La ilusión de que podemos vivir eternamente endeudados

La ilusión de que podemos vivir eternamente endeudados

El último número de la revista Chronicles se centra en la insostenibilidad de una vida basada en el recurso eterno a la deuda. Nadie en su sano juicio puede pretender vivir endeudándose siempre. Lo mismo es de aplicación a las sociedades.

Thomas Fleming va un paso más allá y se fija en las consecuencias morales de esa adicción a la deuda que sintetiza en “la eterna realidad de que el endeudamiento a largo plazo es esclavitud”. Y cita a Ezra Pound cuando escribió que “no existe libertad sin libertad económica. Una libertad que no incluye el estar libres de deudas es sencillamente una estupidez”.

Pero a pesar de todas las advertencias, lo cierto es que nuestra sociedad, nuestras vidas, el Estado en el que vivimos, tienen como premisa el mantenimiento eterno de la deuda. Nos cuesta imaginar un país, un municipio, una empresa, una familia sin deuda. Y no es que el endeudarse sea intrínsecamente malo, al contrario, puede haber momentos en que sea necesario y benéfico, de lo que estamos hablando aquí es de esa mentalidad que piensa que todos debemos estar siempre, permanentemente, endeudados. Pero aunque ese estado de endeudamiento perpetuo nos parece lo más natural del mundo, lo cierto es que nunca, en la historia de la humanidad, había sido así. De hecho, los individuos y los gobernantes que vivían por encima de sus posibilidades han sido siempre denostados, recibiendo los despectivos epítetos de manirrotos, derrochadores, despilfarradores… Cuando estos personajes aparecían en las novelas, su final siempre era trágico: deuda creciente, prestamistas acechando, bancarrota y suicidio eran los ingredientes con los que esos pobres personajes, enloquecidos por su afán de vivir por encima de sus posibilidades, iban tejiendo su triste destino. Atendiendo a esta caracterización, hoy nuestro país parece un asilo de lunáticos aquejados de ese mal.

Necesitamos un cambio de mentalidad, de lo contrario a lo máximo que vamos a aspirar es a reducir el ritmo de crecimiento de nuestra deuda.

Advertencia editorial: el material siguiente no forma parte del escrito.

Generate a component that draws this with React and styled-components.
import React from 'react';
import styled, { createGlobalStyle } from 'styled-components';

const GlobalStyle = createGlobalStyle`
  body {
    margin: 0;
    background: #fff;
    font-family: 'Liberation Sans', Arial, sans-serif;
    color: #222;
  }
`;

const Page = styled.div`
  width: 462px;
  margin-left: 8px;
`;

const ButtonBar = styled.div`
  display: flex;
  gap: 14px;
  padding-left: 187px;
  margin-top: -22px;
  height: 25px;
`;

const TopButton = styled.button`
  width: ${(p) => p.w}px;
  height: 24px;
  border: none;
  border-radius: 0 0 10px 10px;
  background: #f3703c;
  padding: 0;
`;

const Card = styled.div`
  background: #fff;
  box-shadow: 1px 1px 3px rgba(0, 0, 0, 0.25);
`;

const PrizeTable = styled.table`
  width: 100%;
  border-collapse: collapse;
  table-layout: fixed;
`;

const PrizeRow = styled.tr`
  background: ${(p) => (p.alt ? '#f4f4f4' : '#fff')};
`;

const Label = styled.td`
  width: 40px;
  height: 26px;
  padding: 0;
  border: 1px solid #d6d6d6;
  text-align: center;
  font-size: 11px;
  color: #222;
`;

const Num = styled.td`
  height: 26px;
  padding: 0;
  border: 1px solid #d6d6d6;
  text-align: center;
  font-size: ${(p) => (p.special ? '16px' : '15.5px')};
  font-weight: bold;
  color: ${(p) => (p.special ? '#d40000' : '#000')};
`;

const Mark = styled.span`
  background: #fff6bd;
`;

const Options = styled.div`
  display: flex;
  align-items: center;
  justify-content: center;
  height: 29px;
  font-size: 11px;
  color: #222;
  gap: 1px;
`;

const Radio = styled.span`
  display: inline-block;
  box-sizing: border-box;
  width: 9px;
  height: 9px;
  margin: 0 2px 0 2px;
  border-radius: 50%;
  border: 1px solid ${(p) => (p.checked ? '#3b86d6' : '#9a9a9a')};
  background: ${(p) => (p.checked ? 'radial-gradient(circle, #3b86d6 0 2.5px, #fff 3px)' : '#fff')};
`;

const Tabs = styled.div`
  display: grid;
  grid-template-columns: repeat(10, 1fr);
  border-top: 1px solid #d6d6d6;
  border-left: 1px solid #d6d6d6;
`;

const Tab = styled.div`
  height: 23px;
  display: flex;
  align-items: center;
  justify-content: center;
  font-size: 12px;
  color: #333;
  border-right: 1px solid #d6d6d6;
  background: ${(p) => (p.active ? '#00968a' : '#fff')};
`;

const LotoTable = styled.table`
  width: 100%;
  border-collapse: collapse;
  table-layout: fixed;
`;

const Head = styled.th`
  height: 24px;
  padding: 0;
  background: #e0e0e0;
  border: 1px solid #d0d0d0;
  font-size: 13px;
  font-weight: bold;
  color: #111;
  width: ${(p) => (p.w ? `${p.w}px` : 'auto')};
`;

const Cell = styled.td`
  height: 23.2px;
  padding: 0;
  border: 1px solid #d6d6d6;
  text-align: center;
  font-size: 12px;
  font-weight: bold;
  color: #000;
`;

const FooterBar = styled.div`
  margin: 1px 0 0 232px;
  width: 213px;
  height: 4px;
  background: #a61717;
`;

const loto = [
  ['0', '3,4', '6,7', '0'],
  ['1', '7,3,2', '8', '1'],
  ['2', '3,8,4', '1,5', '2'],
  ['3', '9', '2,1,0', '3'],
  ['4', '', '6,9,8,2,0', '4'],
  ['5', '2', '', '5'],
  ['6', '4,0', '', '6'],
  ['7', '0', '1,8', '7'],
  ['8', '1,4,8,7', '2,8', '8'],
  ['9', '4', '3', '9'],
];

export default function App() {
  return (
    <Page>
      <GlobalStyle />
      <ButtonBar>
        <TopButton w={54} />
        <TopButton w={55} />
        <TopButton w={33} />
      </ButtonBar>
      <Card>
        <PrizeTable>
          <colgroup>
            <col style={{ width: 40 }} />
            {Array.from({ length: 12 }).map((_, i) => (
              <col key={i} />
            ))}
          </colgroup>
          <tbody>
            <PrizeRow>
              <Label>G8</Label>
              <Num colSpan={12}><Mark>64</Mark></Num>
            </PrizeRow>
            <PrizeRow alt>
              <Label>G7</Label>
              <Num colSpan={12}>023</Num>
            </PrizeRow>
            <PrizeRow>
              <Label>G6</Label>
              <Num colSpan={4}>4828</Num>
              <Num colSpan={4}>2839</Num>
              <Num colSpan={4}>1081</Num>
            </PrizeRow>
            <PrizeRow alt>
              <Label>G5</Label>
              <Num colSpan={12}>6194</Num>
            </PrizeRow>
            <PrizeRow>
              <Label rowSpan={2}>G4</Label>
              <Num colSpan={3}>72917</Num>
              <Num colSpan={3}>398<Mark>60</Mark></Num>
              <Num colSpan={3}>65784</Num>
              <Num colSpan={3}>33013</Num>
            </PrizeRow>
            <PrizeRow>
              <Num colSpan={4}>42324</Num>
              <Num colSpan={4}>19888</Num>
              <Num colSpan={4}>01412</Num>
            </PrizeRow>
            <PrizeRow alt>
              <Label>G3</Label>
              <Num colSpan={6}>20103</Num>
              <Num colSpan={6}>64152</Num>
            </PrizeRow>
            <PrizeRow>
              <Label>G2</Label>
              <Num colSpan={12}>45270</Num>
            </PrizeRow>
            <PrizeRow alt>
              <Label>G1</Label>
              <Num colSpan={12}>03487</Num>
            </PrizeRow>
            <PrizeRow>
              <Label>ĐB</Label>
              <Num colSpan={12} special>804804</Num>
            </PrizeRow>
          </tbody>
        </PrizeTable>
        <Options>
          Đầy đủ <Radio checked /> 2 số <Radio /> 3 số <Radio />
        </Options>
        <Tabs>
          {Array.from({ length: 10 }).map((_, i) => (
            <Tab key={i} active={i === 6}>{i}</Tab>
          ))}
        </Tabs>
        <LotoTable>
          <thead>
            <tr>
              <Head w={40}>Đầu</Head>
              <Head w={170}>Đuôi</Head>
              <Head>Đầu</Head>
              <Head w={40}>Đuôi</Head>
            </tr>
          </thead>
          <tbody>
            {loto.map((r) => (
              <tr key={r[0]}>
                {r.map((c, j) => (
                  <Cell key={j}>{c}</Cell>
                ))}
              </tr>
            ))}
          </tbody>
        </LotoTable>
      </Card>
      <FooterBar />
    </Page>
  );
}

Las familias y empresas parece que lo han empezado a entender y están ajustando su endeudamiento, por las buenas o por las malas, pero no resulta así con el Estado. Por mucho que se empeñe el ministro De Guindos, vendernos como un gran éxito una deuda pública que no para de crecer (ha pasado del 37% del PIB en 2007 al 96,5% siete años después, situándose en 988.000 millones de euros) no parece muy razonable. Y menos cuando nos enteramos de que solo en los dos primeros meses de 2014 el endeudamiento público ha aumentado en 26.807 millones. Evidentemente, la situación podría ser aún peor (siempre es así), pero hasta que no consigamos reducir nuestra deuda, esto es, conseguir un año gastar algo menos de lo que ingresamos, no podremos hablar de una economía sana. Esa, cuando llegue, y no se vislumbra en el corto plazo, será la prueba del algodón de que hemos superado la crisis.